In Titian – a beautifully illustrated book – Norbert Wolf focuses on the history of Titian’s life and his key paintings. He uses the artist’s own words and those of patrons and Renaissance writers to set works in context and to give insight into Titian’s life at the Venetian court and beyond. Wolf reveals Titian to have been an ambitious man, called by an envoy to the court of Urbino, ‘the most money-grubbing individual ever created by nature... [who] would let himself be flayed alive for the sake of money’.
That shock summary sharply focuses one’s perspective on the artist patronized by popes and kings. Wolf’s analysis engages the reader in Titian’s robust drive to secure the best commissions, plus mild grovelling for good jobs and income for his family, not always with success. It opens up debate on the challenges of an artist’s life in 16th-century Venice.
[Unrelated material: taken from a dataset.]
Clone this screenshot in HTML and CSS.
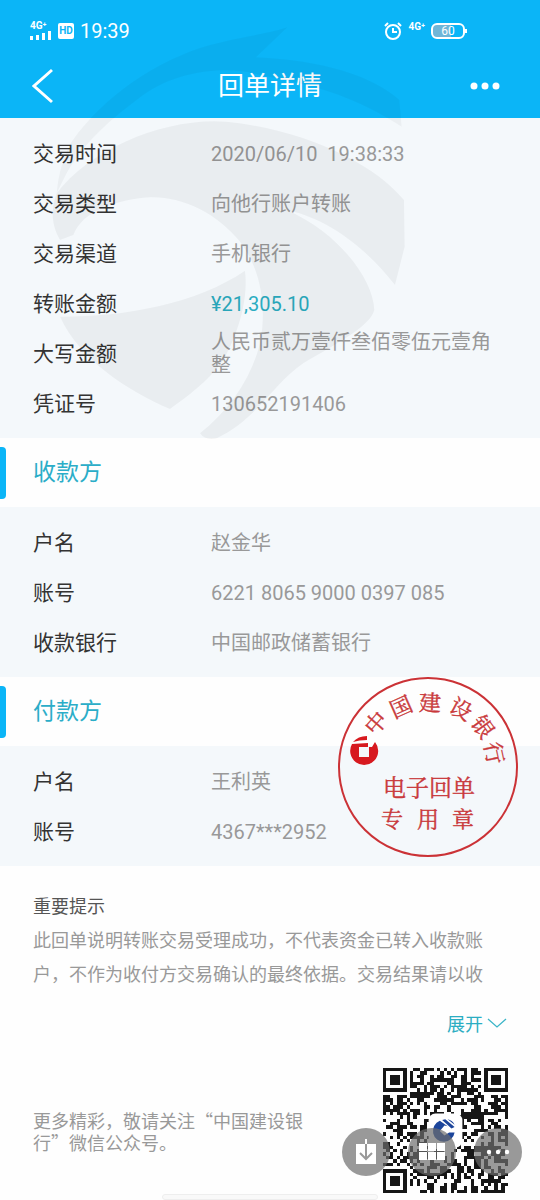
FILE: index.html
```
<!DOCTYPE html>
<html lang="zh-CN">
<head>
    <meta charset="UTF-8">
    <meta name="viewport" content="width=device-width, initial-scale=1.0">
    <title>回单详情</title>
    <link rel="stylesheet" href="styles.css">
</head>
<body>
    <div class="page">
        <header class="header">
            <div class="status">
                <div class="status-left">
                    <div class="signal">
                        <span class="net">4G⁺</span>
                        <svg width="22" height="10" viewBox="0 0 22 10" fill="#fff"><path d="M0 5h3v4H0zM6 4h3v5H6zM12 2h3v7h-3zM18 0h3v9h-3z"/></svg>
                    </div>
                    <span class="hd">HD</span>
                    <span class="time">19:39</span>
                </div>
                <div class="status-right">
                    <svg width="18" height="18" viewBox="0 0 18 18" fill="none" stroke="#fff" stroke-width="2"><circle cx="9" cy="10" r="7"/><path d="M9 6v4h4M1 4l3-3M17 4l-3-3"/></svg>
                    <span class="net">4G⁺</span>
                    <span class="battery">60</span>
                </div>
            </div>
            <nav class="nav">
                <button class="nav-btn" aria-label="返回">
                    <svg width="22" height="36" viewBox="0 0 22 36" fill="none" stroke="#fff" stroke-width="3"><path d="M20 2L2 18l18 16"/></svg>
                </button>
                <h1>回单详情</h1>
                <button class="nav-btn" aria-label="更多">
                    <svg width="30" height="8" viewBox="0 0 30 8" fill="#fff"><circle cx="4" cy="4" r="3.5"/><circle cx="15" cy="4" r="3.5"/><circle cx="26" cy="4" r="3.5"/></svg>
                </button>
            </nav>
        </header>

        <main>
            <dl class="group">
                <div class="row"><dt>交易时间</dt><dd>2020/06/10&nbsp; 19:38:33</dd></div>
                <div class="row"><dt>交易类型</dt><dd>向他行账户转账</dd></div>
                <div class="row"><dt>交易渠道</dt><dd>手机银行</dd></div>
                <div class="row"><dt>转账金额</dt><dd class="amount">¥21,305.10</dd></div>
                <div class="row"><dt>大写金额</dt><dd>人民币贰万壹仟叁佰零伍元壹角整</dd></div>
                <div class="row"><dt>凭证号</dt><dd>130652191406</dd></div>
            </dl>

            <section>
                <h2>收款方</h2>
                <dl class="group">
                    <div class="row"><dt>户名</dt><dd>赵金华</dd></div>
                    <div class="row"><dt>账号</dt><dd>6221 8065 9000 0397 085</dd></div>
                    <div class="row"><dt>收款银行</dt><dd>中国邮政储蓄银行</dd></div>
                </dl>
            </section>

            <section class="payer">
                <h2>付款方</h2>
                <dl class="group">
                    <div class="row"><dt>户名</dt><dd>王利英</dd></div>
                    <div class="row"><dt>账号</dt><dd>4367***2952</dd></div>
                </dl>
                <svg class="seal" viewBox="0 0 180 180">
                    <circle cx="90" cy="90" r="89" fill="none" stroke="#cb3236" stroke-width="2"/>
                    <g transform="translate(26 74)" fill="#d7191f">
                        <path fill-rule="evenodd" d="M-12 -7L4 -8V-4H8L11 -9A14 14 0 1 1 -12 -7ZM-5 -4V6H5V-4Z"/>
                        <path d="M-11 -9Q-6 -15 3 -15V-11Q-5 -11 -11 -9Z"/>
                    </g>
                    <g class="seal-text">
                        <text transform="translate(38 46) rotate(-49)" y="8">中</text>
                        <text transform="translate(63 30) rotate(-24)" y="8">国</text>
                        <text transform="translate(92 26) rotate(2)" y="8">建</text>
                        <text transform="translate(123 32) rotate(28)" y="8">设</text>
                        <text transform="translate(145 50) rotate(54)" y="8">银</text>
                        <text transform="translate(156 76) rotate(78)" y="8">行</text>
                        <text class="seal-big" x="91" y="119">电子回单</text>
                        <text x="54" y="150">专</text>
                        <text x="90" y="150">用</text>
                        <text x="125" y="150">章</text>
                    </g>
                </svg>
            </section>

            <section class="notice">
                <h3>重要提示</h3>
                <p>此回单说明转账交易受理成功，不代表资金已转入收款账户，不作为收付方交易确认的最终依据。交易结果请以收</p>
                <button class="expand">展开
                    <svg width="20" height="10" viewBox="0 0 20 10" fill="none" stroke="#3bb5c8" stroke-width="1.3"><path d="M1 1l9 8 9-8"/></svg>
                </button>
            </section>
        </main>

        <footer class="footer">
            <p>更多精彩，敬请关注“中国建设银行”微信公众号。</p>
            <svg class="qr" viewBox="0 0 37 37">
                <path id="qr-dots" fill="#161616" shape-rendering="crispEdges"/>
                <rect x="13.5" y="13.5" width="10" height="10" rx="2" fill="#fff"/>
                <g transform="translate(18.2 18.4) scale(.23)" fill="#1c459b">
                    <path d="M-6 -12L4 -5L0 -6L-6 1L0 7L6 3H13A14 14 0 1 1 -6 -12Z"/>
                    <path d="M-3 -13L1 -14L13 -4L9 -2ZM4 -14Q10 -13 13 -7Z"/>
                </g>
            </svg>
            <div class="float">
                <button aria-label="下载">
                    <svg width="22" height="28" viewBox="0 0 22 28"><path fill="#fff" d="M1 6h20v20H1zM10 1h2v6h-2z"/><path fill="none" stroke="#999" stroke-width="2" d="M11 6v14M5 15l6 6 6-6"/></svg>
                </button>
                <button aria-label="宫格">
                    <svg width="26" height="18" viewBox="0 0 26 18" fill="#fff"><path d="M0 0h8v8H0zM9 0h8v8H9zM18 0h8v8h-8zM0 9h8v8H0zM9 9h8v8H9zM18 9h8v8h-8z"/></svg>
                </button>
                <button aria-label="更多操作">
                    <svg width="24" height="6" viewBox="0 0 24 6" fill="#fff"><circle cx="3" cy="3" r="2.2"/><circle cx="12" cy="3" r="2.2"/><circle cx="21" cy="3" r="2.2"/></svg>
                </button>
            </div>
            <span class="home-bar"></span>
        </footer>

        <svg class="watermark" viewBox="0 0 1200 1290" fill="#000">
            <path fill-opacity=".035" d="M95 365C190 230 350 120 510 75C600 50 670 45 742 22L648 112C850 120 1000 170 1078 240L1085 320C950 235 850 200 660 165C560 135 400 150 290 240C210 300 130 370 80 460L50 520C55 460 70 410 95 365Z"/>
            <path fill-opacity=".045" d="M50 520C150 385 380 290 560 305C800 330 1000 430 1092 540L1094 680L1065 795C990 700 880 600 740 570C900 640 1000 780 1003 870C990 920 890 970 790 1030C700 1090 650 1200 530 1255Q495 1262 480 1240C580 1160 640 1060 662 960C680 850 660 745 600 665C530 580 430 530 330 532C230 540 130 570 100 645L60 660C30 610 35 560 50 520Z"/>
            <path fill-opacity=".045" d="M60 890C260 890 470 850 615 752C625 830 600 930 550 1020C500 1090 440 1130 390 1167C260 1110 120 1020 60 890Z"/>
        </svg>
    </div>
    <script src="script.js"></script>
</body>
</html>
```
FILE: styles.css
```
* {
    box-sizing: border-box;
}
body {
    margin: 0;
    background: #fefefe;
    color: #333;
    font-family: Roboto, "Noto Sans CJK SC", sans-serif;
}
h1, h2, h3, p, dl, dd {
    margin: 0;
    font-weight: 400;
}
button {
    border: none;
    background: none;
    padding: 0;
    font-family: inherit;
}
.page {
    position: relative;
    overflow: hidden;
}
.header {
    background: #0bb5f7;
    color: #fff;
    height: 118px;
}
.status {
    display: flex;
    justify-content: space-between;
    align-items: center;
    height: 62px;
    padding: 0 75px 0 30px;
}
.status-left, .status-right {
    display: flex;
    align-items: center;
    gap: 6px;
}
.signal {
    display: flex;
    flex-direction: column;
}
.net {
    font-size: 10px;
    line-height: 10px;
    font-weight: 700;
}
.status-right .net {
    padding-bottom: 8px;
}
.hd {
    background: #fff;
    color: #0bb5f7;
    font-size: 10px;
    font-weight: 700;
    line-height: 16px;
    width: 16px;
    text-align: center;
    border-radius: 2px;
}
.time {
    font-size: 20px;
}
.battery {
    position: relative;
    width: 34px;
    border: 2px solid #fff;
    border-radius: 6px;
    font-size: 12px;
    line-height: 12px;
    text-align: center;
    background: linear-gradient(to right, #6fb6d8 60%, transparent 60%);
}
.battery::after {
    content: "";
    position: absolute;
    right: -4px;
    top: 4px;
    width: 2px;
    height: 4px;
    background: #fff;
}
.nav {
    display: flex;
    justify-content: space-between;
    align-items: center;
    height: 48px;
    padding: 0 32px;
}
.nav-btn {
    display: flex;
    width: 38px;
}
h1 {
    font-size: 26px;
    line-height: 36px;
}
.group {
    background: #f4f8fb;
    padding: 11px 33px 9px;
}
.row {
    display: flex;
    align-items: center;
    height: 50px;
}
dt {
    width: 178px;
    flex: none;
    font-size: 21px;
    line-height: 23px;
}
dd {
    font-size: 20px;
    line-height: 23px;
    color: #999;
}
.amount {
    color: #2badc2;
}
h2 {
    display: flex;
    align-items: center;
    height: 69px;
    font-size: 23px;
    line-height: 23px;
    color: #2badc8;
}
h2::before {
    content: "";
    width: 6px;
    height: 52px;
    margin-right: 27px;
    background: #0bb5f7;
    border-radius: 0 4px 4px 0;
}
.payer {
    position: relative;
}
.seal {
    position: absolute;
    top: 0;
    right: 22px;
    width: 180px;
    height: 180px;
}
.seal-text {
    fill: #c9393b;
    stroke: #c9393b;
    stroke-width: .4px;
    font-family: "Noto Serif CJK SC", "Noto Sans CJK SC", serif;
    font-size: 22px;
    text-anchor: middle;
}
.seal-big {
    font-size: 23px;
}
.notice {
    padding: 22px 33px 0;
    display: flex;
    flex-direction: column;
    font-size: 18px;
    font-family: "Noto Sans CJK SC", sans-serif;
}
h3 {
    font-size: 18px;
    line-height: 34px;
    color: #555;
}
.notice p {
    padding-right: 12px;
    line-height: 34px;
    color: #999;
}
.expand {
    display: flex;
    align-items: center;
    align-self: flex-end;
    gap: 4px;
    margin-top: 16px;
    font-size: 18px;
    line-height: 34px;
    color: #2badc2;
}
.footer {
    position: relative;
    display: flex;
    justify-content: space-between;
    align-items: center;
    padding: 28px 32px 7px 33px;
    font-family: "Noto Sans CJK SC", sans-serif;
}
.footer p {
    max-width: 280px;
    font-size: 18px;
    line-height: 22px;
    color: #999;
}
.qr {
    width: 125px;
    height: 125px;
}
.float {
    position: absolute;
    right: 18px;
    bottom: 24px;
    display: flex;
    gap: 18px;
}
.float button {
    display: flex;
    align-items: center;
    justify-content: center;
    width: 48px;
    height: 48px;
    border-radius: 50%;
    background: rgba(110, 110, 110, .7);
}
.home-bar {
    position: absolute;
    left: 30%;
    right: 30%;
    bottom: 0;
    height: 6px;
    border: 1px solid #eee;
    border-radius: 3px;
    background: #f9f9f9;
}
.watermark {
    position: absolute;
    top: 20px;
    left: 40px;
    width: 400px;
    height: 430px;
    pointer-events: none;
}
```
FILE: script.js
```
const size = 37;
let seed = 20200610;
let d = '';

function random() {
    seed = (seed * 1103515245 + 12345) % 2147483648;
    return seed / 2147483648;
}

// corner squares, null outside of them
function finder(x, y) {
    const corners = [[0, 0], [size - 7, 0], [0, size - 7]];
    for (const [cx, cy] of corners) {
        const r = Math.max(Math.abs(x - cx - 3), Math.abs(y - cy - 3));
        if (r <= 4) return r !== 4 && r !== 2;
    }
    return null;
}

for (let y = 0; y < size; y++) {
    for (let x = 0; x < size; x++) {
        const corner = finder(x, y);
        const dark = random() < 0.52;
        if (corner === null ? dark : corner) {
            d += `M${x} ${y}h1v1h-1z`;
        }
    }
}
document.getElementById('qr-dots').setAttribute('d', d);
```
The text is further supported with a timeline biography of the ‘Life and work of Titian’ linked to ‘Political and cultural’ life in Italy.
Reading through the chapters, the list of Titian’s illustrious patrons is astonishing. He was a revered artist, although perhaps not by Florentine rivals Giorgio Vasari and Michelangelo, who visited Titian when he was in Rome in 1545. Estimates of the number of paintings produced during the painter’s career range from over 400 to possibly as many as 600, if variations on an original painting are counted (such as replications of his nude portraits for princely and aristocratic patrons).
In Titian, portraits, altarpieces, frescoes and many nude paintings are ‘unwrapped’ to reveal their history, such as the near seven-metre high Assumption (1516–18) – the largest altarpiece created in Venice – for the Frari Church, which caused a sensation. Lodovico Dolce, a ‘Renaissance man of letters’, identified it as marking the beginning of the Venetian nuova maniera, the new way of painting, replacing the previous ‘cold and lifeless figures’. And this was just at the beginning of Titian’s career.
In a chapter devoted to Titian’s nudes, an example is the stunning Danaë (c.1545–6) (now in Naples), commissioned by Cardinal Alessandro Farnese. Wolf refers to a letter written by Giovanni della Casa, papal nuncio in Venice, which updates the cardinal: ‘Titian has almost completed a naked female figure Your Eminence ordered that would put the devil into the Cardinal of San Silvestro’. Wolf explains that the cardinal mentioned is the Dominican Tommaso Badia, a leading censor of the papal court.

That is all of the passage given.